Riemannian Langevin Algorithm for Solving Semidefinite Programs
This provides a theoretical guarantee for solving SDPs via non-convex optimization, which is incremental as it builds on existing Langevin and Burer-Monteiro methods.
The authors tackled non-convex optimization on manifolds by proposing a Riemannian Langevin algorithm, showing it achieves ε accuracy with high probability in approximately ε^{-5} iterations for solving semidefinite programs and the Max-Cut problem.

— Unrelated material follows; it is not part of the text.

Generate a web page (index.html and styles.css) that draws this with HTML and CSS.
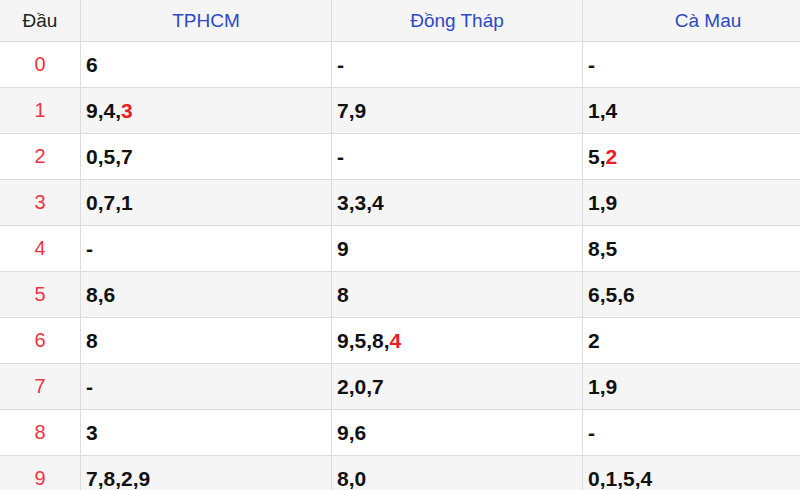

We propose a Langevin diffusion-based algorithm for non-convex optimization and sampling on a product manifold of spheres. Under a logarithmic Sobolev inequality, we establish a guarantee for finite iteration convergence to the Gibbs distribution in terms of Kullback--Leibler divergence. We show that with an appropriate temperature choice, the suboptimality gap to the global minimum is guaranteed to be arbitrarily small with high probability. As an application, we consider the Burer--Monteiro approach for solving a semidefinite program (SDP) with diagonal constraints, and analyze the proposed Langevin algorithm for optimizing the non-convex objective. In particular, we establish a logarithmic Sobolev inequality for the Burer--Monteiro problem when there are no spurious local minima, but under the presence saddle points. Combining the results, we then provide a global optimality guarantee for the SDP and the Max-Cut problem. More precisely, we show that the Langevin algorithm achieves $ε$ accuracy with high probability in $\widetildeΩ( ε^{-5} )$ iterations.